Cuando habláis de una cierta manera sufro, pero Yo os amo, el camino que estoy siguiendo es para todas aquellas personas que me han amado, que os han amado y que os aman.
Dio Padre: Ánimo, ánimo, no decaigáis, no os abandonéis, sed fuertes como lo ha sido mi Hijo Jesús.
Marisa: Perdona Dios si me permito, pero tu Hijo Jesús ha estado tres horas en la cruz y yo estoy desde hace varios años.
Dio Padre: Marisella, me esperaba esta respuesta, pero no es así y lo sabes bien. Jesús tenía que reabrir el Paraíso, tenía que salvar a los hombres y tú sigues su camino; su camino, no lo olvides, es demasiado hermoso. Cuando subas al Paraíso verás la alegría, la felicidad y todo lo que en la tierra no te esperabas y está en el cielo, para todos vosotros. Quereos como Yo os quiero. ¿Pensáis que Yo no os quiero, que me olvido y me desintereso de vosotros? No, no es así: Yo os amo, os quiero y quiero llevaros al Paraíso. Es inútil, Marisella, que continúes diciendo que quieres ir al purgatorio, tu no irás al purgatorio.
(En este punto Dios Padre nos dice cosas muy personales y luego prosigue)
Dio Padre: Deseo una buena noche a todos y rezo por vosotros para que podáis pasar una noche serena, una noche feliz. Pero si esto no sucede, no depende de mí, yo lo intentaré todo para que tengáis una noche feliz. Los dos jóvenes tendrán una noche feliz porque ellos pueden dormir más fácilmente, vosotros dos no. Así pues Yo rezaré por vosotros dos y por los que os aman para que paséis una noche feliz y serena. Cuando Marisella - y esto ha ocurrido varias veces - haga ver que duerme, lo hará por ti, Excelencia, porque tú tienes que descansar.
Obispo: ¡Esto no lo permitas, Dio mío!
Dio Padre: Tienes que aceptarlo, porque es su trabajo. Junto a mi gran Obispo ordenado por Mí, Yo Dios os bendigo en el nombre del Padre, del Hijo y del Espíritu Santo. Felicidades a todos.

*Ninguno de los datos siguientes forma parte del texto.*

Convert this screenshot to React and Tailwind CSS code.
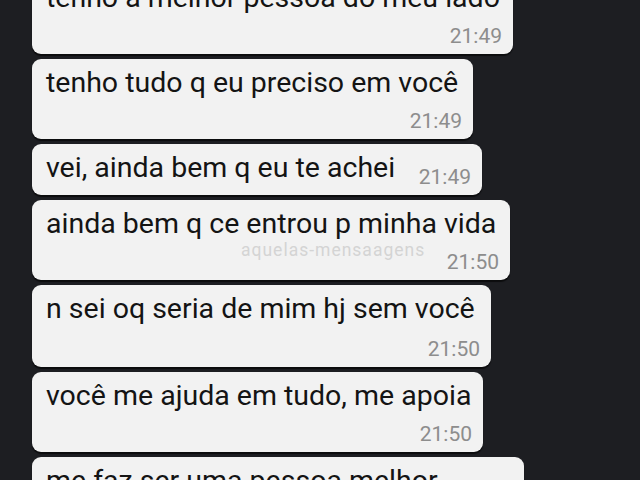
import React from "react";

const font = { fontFamily: "Roboto, 'Noto Sans', Arial, sans-serif" };

function Bubble({ text, time, w, h = "h-[80px]", children }) {
  return (
    <div
      className={`relative ${w} ${h} shrink-0 rounded-[9px] bg-[#f2f2f2] pl-[14px] pr-[11px] pt-[7px] flex flex-col shadow-[0_2px_1px_rgba(0,0,0,0.6)]`}
    >
      <div className="text-[28.5px] leading-[34px] text-[#141414] whitespace-nowrap">{text}</div>
      {children}
      <div className="mt-auto mb-[6px] self-end text-[21px] leading-[24px] text-[#8d8d8d]">{time}</div>
    </div>
  );
}

export default function App() {
  return (
    <div
      className="w-[640px] h-[480px] overflow-hidden bg-[#1d1e22] pl-[32px]"
      style={font}
    >
      <div className="flex flex-col gap-[5px] mt-[-26px]">
        <Bubble w="w-[481px]" text="tenho a melhor pessoa do meu lado" time="21:49" />
        <Bubble w="w-[441px]" text="tenho tudo q eu preciso em você" time="21:49" />
        <div className="w-[450px] h-[51px] shrink-0 rounded-[9px] bg-[#f2f2f2] pl-[14px] pr-[11px] pt-[7px] flex items-start justify-between shadow-[0_2px_1px_rgba(0,0,0,0.6)]">
          <div className="text-[28.5px] leading-[34px] text-[#141414] whitespace-nowrap">vei, ainda bem q eu te achei</div>
          <div className="mt-[14px] text-[21px] leading-[24px] text-[#8d8d8d]">21:49</div>
        </div>
        <Bubble w="w-[478px]" text="ainda bem q ce entrou p minha vida" time="21:50">
          <div className="absolute left-[209px] top-[41px] text-[17.5px] leading-[18px] tracking-[1px] text-[#d4d4d4]">
            aquelas-mensaagens
          </div>
        </Bubble>
        <Bubble w="w-[459px]" h="h-[82px]" text="n sei oq seria de mim hj sem você" time="21:50" />
        <Bubble w="w-[451px]" text="você me ajuda em tudo, me apoia" time="21:50" />
        <Bubble w="w-[492px]" text="me faz ser uma pessoa melhor" time="21:50" />
      </div>
    </div>
  );
}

Obispo: ¿Puedo pedirte una cosa?
Dio Padre: Claro.
Obispo: ¿Nos das la absolución, Dios mío, a los cuatro?
Dio Padre: ¿Te sientes en pecado?
Obispo: No, pero el sacramento concede otra gracia.
Dio Padre: Tú eres un espabilado. La otra vez te he dado la absolución porque me has dicho que con quién vas a confesarte, no tengo tiempo de salir, no puedo salir.
Obispo: Es verdad, eso he dicho.
Dio Padre: ¿Y Yo que te he dicho? Te he dicho ven a Mi, Dios Padre. Mira, he venido a ti. Ahora Yo os absuelvo a los cuatro de vuestros pecados en el nombre del Padre, del Hijo y del Espíritu Santo. Amén. Ahora tú, Excelencia, da la bendición a estos hijitos.
(El Obispo bendice.)
Dio Padre: Has sido mejor que Yo, porque has pronunciado bien la fórmula mientras que Yo he dado la absolución sin recitar la fórmula entera.
(Pero Dios no necesita palabras, basta con los hechos)
Dio Padre: Y ahora id a descansar, estad contentos porque habéis recibido la absolución de Dios.
Mirad, he querido leeros este coloquio para animaros un poco.